____ DATA LINES

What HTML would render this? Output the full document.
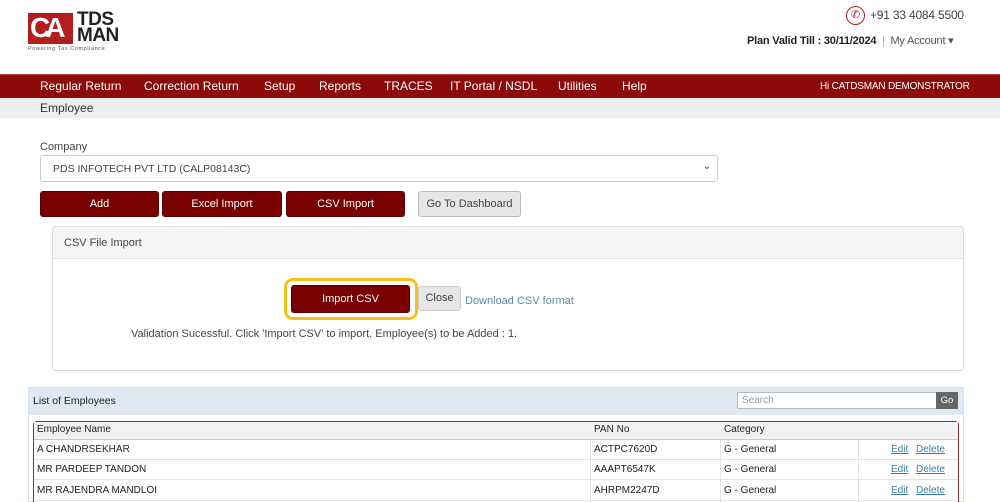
<!DOCTYPE html>
<html><head><meta charset="utf-8"><style>
*{margin:0;padding:0;box-sizing:border-box}
body{width:1000px;height:502px;overflow:hidden;background:#fff;font-family:"Liberation Sans",sans-serif;position:relative;color:#333}
.a{position:absolute}
.nav{left:0;top:74px;width:1000px;height:24px;background:#8c0a0a;border-top:1px solid #c04040}
.nav span{position:absolute;top:4px;color:#fff;font-size:12px}
.btn{position:absolute;background:#780000;color:#fff;font-size:11px;text-align:center;border-radius:3px;border:1px solid #5a0000}
.tbl{font-family:"Liberation Sans Narrow","Liberation Sans",sans-serif;font-size:10px;color:#222}
.row{position:absolute;left:34px;width:924px;height:20px;border-bottom:1px solid #e3e3e3}
.row span{position:absolute;top:4px}
.lk{color:#3a7ca5;text-decoration:underline}
</style></head><body>
<div class="a" style="left:28px;top:13px;width:45px;height:31px;background:#b21e1e"></div>
<div class="a" style="left:30px;top:13px;color:#fff;font-size:28px;font-weight:bold;letter-spacing:-5px;line-height:30px">CA</div>
<div class="a" style="left:77px;top:12px;font-size:19px;color:#222;line-height:16px;font-weight:bold;letter-spacing:-0.5px">TDS<br>MAN</div>
<div class="a" style="left:28px;top:46px;font-size:5.5px;color:#555;letter-spacing:.6px">Powering Tax Compliance</div>
<div class="a" style="left:846px;top:6px;width:19px;height:19px;border:1.5px solid #a52020;border-radius:50%;color:#a52020;font-size:11px;text-align:center;line-height:16px">✆</div>
<div class="a" style="left:870px;top:8px;font-size:12px;color:#444;letter-spacing:-0.2px">+91 33 4084 5500</div>
<div class="a" style="left:747px;top:34px;font-size:11px;color:#222;letter-spacing:-0.2px"><b style="font-weight:600">Plan Valid Till : 30/11/2024</b> <span style="color:#aaa">&nbsp;|&nbsp;</span> <span style="color:#555">My Account ▾</span></div>
<div class="a nav"><span style="left:40px">Regular Return</span><span style="left:144px">Correction Return</span><span style="left:264px">Setup</span><span style="left:319px">Reports</span><span style="left:384px">TRACES</span><span style="left:450px">IT Portal / NSDL</span><span style="left:558px">Utilities</span><span style="left:622px">Help</span><span style="left:820px;font-size:10px;top:6px;letter-spacing:-0.2px">Hi CATDSMAN DEMONSTRATOR</span></div>
<div class="a" style="left:0;top:98px;width:1000px;height:20px;background:#eceef0"></div>
<div class="a" style="left:40px;top:101px;font-size:12px">Employee</div>
<div class="a" style="left:40px;top:141px;font-size:11px;color:#444">Company</div>
<div class="a" style="left:40px;top:155px;width:678px;height:27px;border:1px solid #ccc;border-radius:3px;font-size:10.5px;padding:7px 12px;color:#444">PDS INFOTECH PVT LTD (CALP08143C)<span style="position:absolute;right:6px;top:5px;font-size:10px">⌄</span></div>
<div class="btn" style="left:40px;top:191px;width:119px;height:26px;line-height:24px">Add</div>
<div class="btn" style="left:162px;top:191px;width:120px;height:26px;line-height:24px">Excel Import</div>
<div class="btn" style="left:286px;top:191px;width:119px;height:26px;line-height:24px">CSV Import</div>
<div class="a" style="left:418px;top:191px;width:103px;height:26px;background:#e6e6e6;border:1px solid #bbb;border-radius:3px;font-size:11px;text-align:center;line-height:24px;color:#444">Go To Dashboard</div>
<div class="a" style="left:52px;top:226px;width:912px;height:145px;border:1px solid #ddd;border-radius:3px"></div>
<div class="a" style="left:53px;top:227px;width:910px;height:32px;background:#f5f5f5;border-bottom:1px solid #e3e3e3;font-size:11px;padding:10px 11px;color:#444">CSV File Import</div>
<div class="a" style="left:284px;top:278px;width:134px;height:42px;border:3px solid #f2c21b;border-radius:9px"></div>
<div class="btn" style="left:291px;top:285px;width:119px;height:28px;line-height:26px">Import CSV</div>
<div class="a" style="left:418px;top:286px;width:43px;height:25px;background:#e6e6e6;border:1px solid #ccc;border-radius:3px;font-size:11px;text-align:center;line-height:23px;color:#444">Close</div>
<div class="a" style="left:465px;top:295px;font-size:11px;color:#5a8ab0">Download CSV format</div>
<div class="a" style="left:131px;top:328px;font-size:11px;color:#444">Validation Sucessful. Click 'Import CSV' to import. Employee(s) to be Added : 1.</div>
<div class="a" style="left:28px;top:387px;width:936px;height:115px;border:1px solid #d8e0ea"></div>
<div class="a" style="left:29px;top:388px;width:934px;height:27px;background:#e0e8f3"></div>
<div class="a tbl" style="left:33px;top:395px;font-size:10.5px">List of Employees</div>
<div class="a" style="left:737px;top:392px;width:200px;height:17px;background:#fff;border:1px solid #bbb;font-size:10px;padding:2px 4px;color:#999">Search</div>
<div class="a" style="left:936px;top:392px;width:22px;height:17px;background:#666;color:#fff;font-size:9.5px;text-align:center;line-height:17px">Go</div>
<div class="a" style="left:33px;top:421px;width:926px;height:81px;border:1px solid #8a3030;border-bottom:none;border-radius:4px 4px 0 0;background:#fff"></div>
<div class="tbl">
<div class="row" style="top:422px;height:18px;background:#f2f2f2;border-bottom:1px solid #ccc"><span style="left:3px;top:2px">Employee Name</span><span style="left:560px;top:2px">PAN No</span><span style="left:690px;top:2px">Category</span></div>
<div class="row" style="top:440px"><span style="left:3px">A CHANDRSEKHAR</span><span style="left:560px">ACTPC7620D</span><span style="left:690px">G - General</span><span class="lk" style="left:857px">Edit</span><span class="lk" style="left:882px">Delete</span></div>
<div class="row" style="top:460px"><span style="left:3px">MR PARDEEP TANDON</span><span style="left:560px">AAAPT6547K</span><span style="left:690px">G - General</span><span class="lk" style="left:857px">Edit</span><span class="lk" style="left:882px">Delete</span></div>
<div class="row" style="top:481px"><span style="left:3px">MR RAJENDRA MANDLOI</span><span style="left:560px">AHRPM2247D</span><span style="left:690px">G - General</span><span class="lk" style="left:857px">Edit</span><span class="lk" style="left:882px">Delete</span></div>
</div>
<div class="a" style="left:590px;top:440px;width:1px;height:62px;background:#e3e3e3"></div>
<div class="a" style="left:720px;top:440px;width:1px;height:62px;background:#e3e3e3"></div>
<div class="a" style="left:858px;top:440px;width:1px;height:62px;background:#e3e3e3"></div>
</body></html>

________

■ YOUR OBJECTIVE:
The data above should be repeated exactly, minus any pictures.

■ TASK OUTPUT:
What HTML would render this? Output the full document.
<!DOCTYPE html>
<html><head><meta charset="utf-8"><style>
*{margin:0;padding:0;box-sizing:border-box}
body{width:1000px;height:502px;overflow:hidden;background:#fff;font-family:"Liberation Sans",sans-serif;position:relative;color:#333}
.a{position:absolute}
.nav{left:0;top:74px;width:1000px;height:24px;background:#8c0a0a;border-top:1px solid #c04040}
.nav span{position:absolute;top:4px;color:#fff;font-size:12px}
.btn{position:absolute;background:#780000;color:#fff;font-size:11px;text-align:center;border-radius:3px;border:1px solid #5a0000}
.tbl{font-family:"Liberation Sans Narrow","Liberation Sans",sans-serif;font-size:10px;color:#222}
.row{position:absolute;left:34px;width:924px;height:20px;border-bottom:1px solid #e3e3e3}
.row span{position:absolute;top:4px}
.lk{color:#3a7ca5;text-decoration:underline}
</style></head><body>
<div class="a" style="left:28px;top:13px;width:45px;height:31px;background:#b21e1e"></div>
<div class="a" style="left:30px;top:13px;color:#fff;font-size:28px;font-weight:bold;letter-spacing:-5px;line-height:30px">CA</div>
<div class="a" style="left:77px;top:12px;font-size:19px;color:#222;line-height:16px;font-weight:bold;letter-spacing:-0.5px">TDS<br>MAN</div>
<div class="a" style="left:28px;top:46px;font-size:5.5px;color:#555;letter-spacing:.6px">Powering Tax Compliance</div>
<div class="a" style="left:846px;top:6px;width:19px;height:19px;border:1.5px solid #a52020;border-radius:50%;color:#a52020;font-size:11px;text-align:center;line-height:16px">✆</div>
<div class="a" style="left:870px;top:8px;font-size:12px;color:#444;letter-spacing:-0.2px">+91 33 4084 5500</div>
<div class="a" style="left:747px;top:34px;font-size:11px;color:#222;letter-spacing:-0.2px"><b style="font-weight:600">Plan Valid Till : 30/11/2024</b> <span style="color:#aaa">&nbsp;|&nbsp;</span> <span style="color:#555">My Account ▾</span></div>
<div class="a nav"><span style="left:40px">Regular Return</span><span style="left:144px">Correction Return</span><span style="left:264px">Setup</span><span style="left:319px">Reports</span><span style="left:384px">TRACES</span><span style="left:450px">IT Portal / NSDL</span><span style="left:558px">Utilities</span><span style="left:622px">Help</span><span style="left:820px;font-size:10px;top:6px;letter-spacing:-0.2px">Hi CATDSMAN DEMONSTRATOR</span></div>
<div class="a" style="left:0;top:98px;width:1000px;height:20px;background:#eceef0"></div>
<div class="a" style="left:40px;top:101px;font-size:12px">Employee</div>
<div class="a" style="left:40px;top:141px;font-size:11px;color:#444">Company</div>
<div class="a" style="left:40px;top:155px;width:678px;height:27px;border:1px solid #ccc;border-radius:3px;font-size:10.5px;padding:7px 12px;color:#444">PDS INFOTECH PVT LTD (CALP08143C)<span style="position:absolute;right:6px;top:5px;font-size:10px">⌄</span></div>
<div class="btn" style="left:40px;top:191px;width:119px;height:26px;line-height:24px">Add</div>
<div class="btn" style="left:162px;top:191px;width:120px;height:26px;line-height:24px">Excel Import</div>
<div class="btn" style="left:286px;top:191px;width:119px;height:26px;line-height:24px">CSV Import</div>
<div class="a" style="left:418px;top:191px;width:103px;height:26px;background:#e6e6e6;border:1px solid #bbb;border-radius:3px;font-size:11px;text-align:center;line-height:24px;color:#444">Go To Dashboard</div>
<div class="a" style="left:52px;top:226px;width:912px;height:145px;border:1px solid #ddd;border-radius:3px"></div>
<div class="a" style="left:53px;top:227px;width:910px;height:32px;background:#f5f5f5;border-bottom:1px solid #e3e3e3;font-size:11px;padding:10px 11px;color:#444">CSV File Import</div>
<div class="a" style="left:284px;top:278px;width:134px;height:42px;border:3px solid #f2c21b;border-radius:9px"></div>
<div class="btn" style="left:291px;top:285px;width:119px;height:28px;line-height:26px">Import CSV</div>
<div class="a" style="left:418px;top:286px;width:43px;height:25px;background:#e6e6e6;border:1px solid #ccc;border-radius:3px;font-size:11px;text-align:center;line-height:23px;color:#444">Close</div>
<div class="a" style="left:465px;top:295px;font-size:11px;color:#5a8ab0">Download CSV format</div>
<div class="a" style="left:131px;top:328px;font-size:11px;color:#444">Validation Sucessful. Click 'Import CSV' to import. Employee(s) to be Added : 1.</div>
<div class="a" style="left:28px;top:387px;width:936px;height:115px;border:1px solid #d8e0ea"></div>
<div class="a" style="left:29px;top:388px;width:934px;height:27px;background:#e0e8f3"></div>
<div class="a tbl" style="left:33px;top:395px;font-size:10.5px">List of Employees</div>
<div class="a" style="left:737px;top:392px;width:200px;height:17px;background:#fff;border:1px solid #bbb;font-size:10px;padding:2px 4px;color:#999">Search</div>
<div class="a" style="left:936px;top:392px;width:22px;height:17px;background:#666;color:#fff;font-size:9.5px;text-align:center;line-height:17px">Go</div>
<div class="a" style="left:33px;top:421px;width:926px;height:81px;border:1px solid #8a3030;border-bottom:none;border-radius:4px 4px 0 0;background:#fff"></div>
<div class="tbl">
<div class="row" style="top:422px;height:18px;background:#f2f2f2;border-bottom:1px solid #ccc"><span style="left:3px;top:2px">Employee Name</span><span style="left:560px;top:2px">PAN No</span><span style="left:690px;top:2px">Category</span></div>
<div class="row" style="top:440px"><span style="left:3px">A CHANDRSEKHAR</span><span style="left:560px">ACTPC7620D</span><span style="left:690px">G - General</span><span class="lk" style="left:857px">Edit</span><span class="lk" style="left:882px">Delete</span></div>
<div class="row" style="top:460px"><span style="left:3px">MR PARDEEP TANDON</span><span style="left:560px">AAAPT6547K</span><span style="left:690px">G - General</span><span class="lk" style="left:857px">Edit</span><span class="lk" style="left:882px">Delete</span></div>
<div class="row" style="top:481px"><span style="left:3px">MR RAJENDRA MANDLOI</span><span style="left:560px">AHRPM2247D</span><span style="left:690px">G - General</span><span class="lk" style="left:857px">Edit</span><span class="lk" style="left:882px">Delete</span></div>
</div>
<div class="a" style="left:590px;top:440px;width:1px;height:62px;background:#e3e3e3"></div>
<div class="a" style="left:720px;top:440px;width:1px;height:62px;background:#e3e3e3"></div>
<div class="a" style="left:858px;top:440px;width:1px;height:62px;background:#e3e3e3"></div>
</body></html>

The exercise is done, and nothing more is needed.